Task to carry out: Set down each line of the data below exactly as it stands, dropping the pictures.

Dataset section:
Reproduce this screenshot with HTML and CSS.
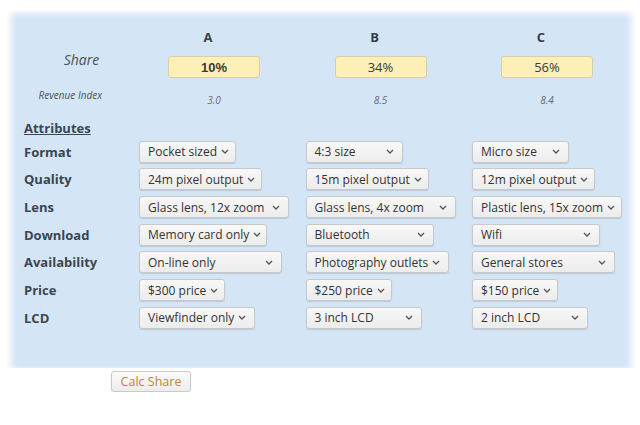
FILE: index.html
```html
<!DOCTYPE html>
<html>
<head>
<meta charset="utf-8">
<link rel="stylesheet" href="styles.css">
</head>
<body>
<div class="panel">
  <div class="grid">
    <div></div>
    <div class="col-head">A</div>
    <div class="col-head">B</div>
    <div class="col-head">C</div>

    <div class="share-label">Share</div>
    <div class="share-cell"><span class="share-box strong">10%</span></div>
    <div class="share-cell"><span class="share-box">34%</span></div>
    <div class="share-cell"><span class="share-box">56%</span></div>

    <div class="rev-label">Revenue Index</div>
    <div class="rev">3.0</div>
    <div class="rev">8.5</div>
    <div class="rev">8.4</div>

    <div class="attr-title"><span>Attributes</span></div>
    <div></div><div></div><div></div>

    <div class="label">Format</div>
    <div class="cell"><span class="sel w-format">Pocket sized<svg viewBox="0 0 8 5"><path d="M1 1l3 3 3-3"/></svg></span></div>
    <div class="cell"><span class="sel w-format">4:3 size<svg viewBox="0 0 8 5"><path d="M1 1l3 3 3-3"/></svg></span></div>
    <div class="cell"><span class="sel w-format">Micro size<svg viewBox="0 0 8 5"><path d="M1 1l3 3 3-3"/></svg></span></div>

    <div class="label">Quality</div>
    <div class="cell"><span class="sel w-quality">24m pixel output<svg viewBox="0 0 8 5"><path d="M1 1l3 3 3-3"/></svg></span></div>
    <div class="cell"><span class="sel w-quality">15m pixel output<svg viewBox="0 0 8 5"><path d="M1 1l3 3 3-3"/></svg></span></div>
    <div class="cell"><span class="sel w-quality">12m pixel output<svg viewBox="0 0 8 5"><path d="M1 1l3 3 3-3"/></svg></span></div>

    <div class="label">Lens</div>
    <div class="cell"><span class="sel w-lens">Glass lens, 12x zoom<svg viewBox="0 0 8 5"><path d="M1 1l3 3 3-3"/></svg></span></div>
    <div class="cell"><span class="sel w-lens">Glass lens, 4x zoom<svg viewBox="0 0 8 5"><path d="M1 1l3 3 3-3"/></svg></span></div>
    <div class="cell"><span class="sel w-lens">Plastic lens, 15x zoom<svg viewBox="0 0 8 5"><path d="M1 1l3 3 3-3"/></svg></span></div>

    <div class="label">Download</div>
    <div class="cell"><span class="sel w-download">Memory card only<svg viewBox="0 0 8 5"><path d="M1 1l3 3 3-3"/></svg></span></div>
    <div class="cell"><span class="sel w-download">Bluetooth<svg viewBox="0 0 8 5"><path d="M1 1l3 3 3-3"/></svg></span></div>
    <div class="cell"><span class="sel w-download">Wifi<svg viewBox="0 0 8 5"><path d="M1 1l3 3 3-3"/></svg></span></div>

    <div class="label">Availability</div>
    <div class="cell"><span class="sel w-avail">On-line only<svg viewBox="0 0 8 5"><path d="M1 1l3 3 3-3"/></svg></span></div>
    <div class="cell"><span class="sel w-avail">Photography outlets<svg viewBox="0 0 8 5"><path d="M1 1l3 3 3-3"/></svg></span></div>
    <div class="cell"><span class="sel w-avail">General stores<svg viewBox="0 0 8 5"><path d="M1 1l3 3 3-3"/></svg></span></div>

    <div class="label">Price</div>
    <div class="cell"><span class="sel w-price">$300 price<svg viewBox="0 0 8 5"><path d="M1 1l3 3 3-3"/></svg></span></div>
    <div class="cell"><span class="sel w-price">$250 price<svg viewBox="0 0 8 5"><path d="M1 1l3 3 3-3"/></svg></span></div>
    <div class="cell"><span class="sel w-price">$150 price<svg viewBox="0 0 8 5"><path d="M1 1l3 3 3-3"/></svg></span></div>

    <div class="label">LCD</div>
    <div class="cell"><span class="sel w-lcd">Viewfinder only<svg viewBox="0 0 8 5"><path d="M1 1l3 3 3-3"/></svg></span></div>
    <div class="cell"><span class="sel w-lcd">3 inch LCD<svg viewBox="0 0 8 5"><path d="M1 1l3 3 3-3"/></svg></span></div>
    <div class="cell"><span class="sel w-lcd">2 inch LCD<svg viewBox="0 0 8 5"><path d="M1 1l3 3 3-3"/></svg></span></div>
  </div>
</div>
<div class="actions"><button class="calc">Calc Share</button></div>
</body>
</html>
```

FILE: styles.css
```css
html, body {
  margin: 0;
  padding: 0;
  background: #ffffff;
  font-family: "Open Sans", "Noto Sans", sans-serif;
  color: #3c4650;
}

.panel {
  margin: 10px 4px 0 6px;
  padding: 15px 0 36px 18px;
  background: #d4e5f6;
  box-shadow:
    inset 8px 0 7px -3px #ffffff,
    inset -8px 0 7px -3px #ffffff,
    inset 0 6px 6px -3px #ffffff;
}

.grid {
  display: grid;
  grid-template-columns: 98.5px 150px 150px 150px;
  column-gap: 16.5px;
  grid-template-rows: 24px 36px 30px 23px;
  grid-auto-rows: 27.67px;
  align-items: center;
}

.col-head {
  text-align: center;
  font-weight: 700;
  font-size: 13px;
  color: #3a3f45;
  padding-right: 12px;
}

.share-label {
  text-align: center;
  font-style: italic;
  font-size: 14px;
  color: #4a535c;
  margin-top: -16px;
  margin-right: -16.5px;
}

.share-cell {
  display: flex;
  justify-content: center;
}

.share-box {
  box-sizing: border-box;
  width: 92px;
  height: 22px;
  display: flex;
  align-items: center;
  justify-content: center;
  background: #fdefb6;
  border: 1px solid #d8cfa8;
  border-radius: 3px;
  font-size: 13px;
  color: #3b3a36;
}

.share-box.strong {
  font-weight: 700;
  font-family: "Liberation Sans", Arial, sans-serif;
}

.rev-label {
  text-align: center;
  font-style: italic;
  font-size: 10px;
  color: #4a535c;
  padding-right: 6px;
  margin-top: -10px;
}

.rev {
  text-align: center;
  font-style: italic;
  font-size: 10px;
  color: #666c73;
}

.attr-title span {
  font-weight: 700;
  font-size: 13px;
  text-decoration: underline;
  color: #3c4650;
}

.label {
  font-weight: 700;
  font-size: 13px;
  color: #3c4650;
}

.cell {
  display: flex;
}

.sel {
  box-sizing: border-box;
  height: 22px;
  display: flex;
  align-items: center;
  justify-content: space-between;
  padding: 0 8px 0 8px;
  background: linear-gradient(#f8f8f8, #ececec);
  border: 1px solid #c6c8ca;
  border-radius: 3px;
  box-shadow: 0 1px 1px rgba(0, 0, 0, 0.12);
  font-size: 12px;
  color: #333333;
  white-space: nowrap;
}

.sel svg {
  width: 8px;
  height: 5px;
  flex: none;
  margin-left: 4px;
}

.sel svg path {
  fill: none;
  stroke: #555555;
  stroke-width: 1.3;
}

.w-format { width: 97px; }
.w-quality { width: 123px; }
.w-lens { width: 150px; }
.w-download { width: 128px; }
.w-avail { width: 143px; }
.w-price { width: 86px; }
.w-lcd { width: 116px; }

.actions {
  padding: 3px 0 0 111px;
}

.calc {
  display: block;
  box-sizing: border-box;
  width: 80px;
  height: 21px;
  padding: 0;
  background: linear-gradient(#fbfbfb, #ededed);
  border: 1px solid #c9c9c9;
  border-radius: 3px;
  box-shadow: 0 1px 1px rgba(0, 0, 0, 0.1);
  font-family: "Open Sans", "Noto Sans", sans-serif;
  font-size: 12.5px;
  color: #b8892e;
}
```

Output of the exercise:
Reproduce this screenshot with HTML and CSS.
FILE: index.html
```html
<!DOCTYPE html>
<html>
<head>
<meta charset="utf-8">
<link rel="stylesheet" href="styles.css">
</head>
<body>
<div class="panel">
  <div class="grid">
    <div></div>
    <div class="col-head">A</div>
    <div class="col-head">B</div>
    <div class="col-head">C</div>

    <div class="share-label">Share</div>
    <div class="share-cell"><span class="share-box strong">10%</span></div>
    <div class="share-cell"><span class="share-box">34%</span></div>
    <div class="share-cell"><span class="share-box">56%</span></div>

    <div class="rev-label">Revenue Index</div>
    <div class="rev">3.0</div>
    <div class="rev">8.5</div>
    <div class="rev">8.4</div>

    <div class="attr-title"><span>Attributes</span></div>
    <div></div><div></div><div></div>

    <div class="label">Format</div>
    <div class="cell"><span class="sel w-format">Pocket sized<svg viewBox="0 0 8 5"><path d="M1 1l3 3 3-3"/></svg></span></div>
    <div class="cell"><span class="sel w-format">4:3 size<svg viewBox="0 0 8 5"><path d="M1 1l3 3 3-3"/></svg></span></div>
    <div class="cell"><span class="sel w-format">Micro size<svg viewBox="0 0 8 5"><path d="M1 1l3 3 3-3"/></svg></span></div>

    <div class="label">Quality</div>
    <div class="cell"><span class="sel w-quality">24m pixel output<svg viewBox="0 0 8 5"><path d="M1 1l3 3 3-3"/></svg></span></div>
    <div class="cell"><span class="sel w-quality">15m pixel output<svg viewBox="0 0 8 5"><path d="M1 1l3 3 3-3"/></svg></span></div>
    <div class="cell"><span class="sel w-quality">12m pixel output<svg viewBox="0 0 8 5"><path d="M1 1l3 3 3-3"/></svg></span></div>

    <div class="label">Lens</div>
    <div class="cell"><span class="sel w-lens">Glass lens, 12x zoom<svg viewBox="0 0 8 5"><path d="M1 1l3 3 3-3"/></svg></span></div>
    <div class="cell"><span class="sel w-lens">Glass lens, 4x zoom<svg viewBox="0 0 8 5"><path d="M1 1l3 3 3-3"/></svg></span></div>
    <div class="cell"><span class="sel w-lens">Plastic lens, 15x zoom<svg viewBox="0 0 8 5"><path d="M1 1l3 3 3-3"/></svg></span></div>

    <div class="label">Download</div>
    <div class="cell"><span class="sel w-download">Memory card only<svg viewBox="0 0 8 5"><path d="M1 1l3 3 3-3"/></svg></span></div>
    <div class="cell"><span class="sel w-download">Bluetooth<svg viewBox="0 0 8 5"><path d="M1 1l3 3 3-3"/></svg></span></div>
    <div class="cell"><span class="sel w-download">Wifi<svg viewBox="0 0 8 5"><path d="M1 1l3 3 3-3"/></svg></span></div>

    <div class="label">Availability</div>
    <div class="cell"><span class="sel w-avail">On-line only<svg viewBox="0 0 8 5"><path d="M1 1l3 3 3-3"/></svg></span></div>
    <div class="cell"><span class="sel w-avail">Photography outlets<svg viewBox="0 0 8 5"><path d="M1 1l3 3 3-3"/></svg></span></div>
    <div class="cell"><span class="sel w-avail">General stores<svg viewBox="0 0 8 5"><path d="M1 1l3 3 3-3"/></svg></span></div>

    <div class="label">Price</div>
    <div class="cell"><span class="sel w-price">$300 price<svg viewBox="0 0 8 5"><path d="M1 1l3 3 3-3"/></svg></span></div>
    <div class="cell"><span class="sel w-price">$250 price<svg viewBox="0 0 8 5"><path d="M1 1l3 3 3-3"/></svg></span></div>
    <div class="cell"><span class="sel w-price">$150 price<svg viewBox="0 0 8 5"><path d="M1 1l3 3 3-3"/></svg></span></div>

    <div class="label">LCD</div>
    <div class="cell"><span class="sel w-lcd">Viewfinder only<svg viewBox="0 0 8 5"><path d="M1 1l3 3 3-3"/></svg></span></div>
    <div class="cell"><span class="sel w-lcd">3 inch LCD<svg viewBox="0 0 8 5"><path d="M1 1l3 3 3-3"/></svg></span></div>
    <div class="cell"><span class="sel w-lcd">2 inch LCD<svg viewBox="0 0 8 5"><path d="M1 1l3 3 3-3"/></svg></span></div>
  </div>
</div>
<div class="actions"><button class="calc">Calc Share</button></div>
</body>
</html>
```

FILE: styles.css
```css
html, body {
  margin: 0;
  padding: 0;
  background: #ffffff;
  font-family: "Open Sans", "Noto Sans", sans-serif;
  color: #3c4650;
}

.panel {
  margin: 10px 4px 0 6px;
  padding: 15px 0 36px 18px;
  background: #d4e5f6;
  box-shadow:
    inset 8px 0 7px -3px #ffffff,
    inset -8px 0 7px -3px #ffffff,
    inset 0 6px 6px -3px #ffffff;
}

.grid {
  display: grid;
  grid-template-columns: 98.5px 150px 150px 150px;
  column-gap: 16.5px;
  grid-template-rows: 24px 36px 30px 23px;
  grid-auto-rows: 27.67px;
  align-items: center;
}

.col-head {
  text-align: center;
  font-weight: 700;
  font-size: 13px;
  color: #3a3f45;
  padding-right: 12px;
}

.share-label {
  text-align: center;
  font-style: italic;
  font-size: 14px;
  color: #4a535c;
  margin-top: -16px;
  margin-right: -16.5px;
}

.share-cell {
  display: flex;
  justify-content: center;
}

.share-box {
  box-sizing: border-box;
  width: 92px;
  height: 22px;
  display: flex;
  align-items: center;
  justify-content: center;
  background: #fdefb6;
  border: 1px solid #d8cfa8;
  border-radius: 3px;
  font-size: 13px;
  color: #3b3a36;
}

.share-box.strong {
  font-weight: 700;
  font-family: "Liberation Sans", Arial, sans-serif;
}

.rev-label {
  text-align: center;
  font-style: italic;
  font-size: 10px;
  color: #4a535c;
  padding-right: 6px;
  margin-top: -10px;
}

.rev {
  text-align: center;
  font-style: italic;
  font-size: 10px;
  color: #666c73;
}

.attr-title span {
  font-weight: 700;
  font-size: 13px;
  text-decoration: underline;
  color: #3c4650;
}

.label {
  font-weight: 700;
  font-size: 13px;
  color: #3c4650;
}

.cell {
  display: flex;
}

.sel {
  box-sizing: border-box;
  height: 22px;
  display: flex;
  align-items: center;
  justify-content: space-between;
  padding: 0 8px 0 8px;
  background: linear-gradient(#f8f8f8, #ececec);
  border: 1px solid #c6c8ca;
  border-radius: 3px;
  box-shadow: 0 1px 1px rgba(0, 0, 0, 0.12);
  font-size: 12px;
  color: #333333;
  white-space: nowrap;
}

.sel svg {
  width: 8px;
  height: 5px;
  flex: none;
  margin-left: 4px;
}

.sel svg path {
  fill: none;
  stroke: #555555;
  stroke-width: 1.3;
}

.w-format { width: 97px; }
.w-quality { width: 123px; }
.w-lens { width: 150px; }
.w-download { width: 128px; }
.w-avail { width: 143px; }
.w-price { width: 86px; }
.w-lcd { width: 116px; }

.actions {
  padding: 3px 0 0 111px;
}

.calc {
  display: block;
  box-sizing: border-box;
  width: 80px;
  height: 21px;
  padding: 0;
  background: linear-gradient(#fbfbfb, #ededed);
  border: 1px solid #c9c9c9;
  border-radius: 3px;
  box-shadow: 0 1px 1px rgba(0, 0, 0, 0.1);
  font-family: "Open Sans", "Noto Sans", sans-serif;
  font-size: 12.5px;
  color: #b8892e;
}
```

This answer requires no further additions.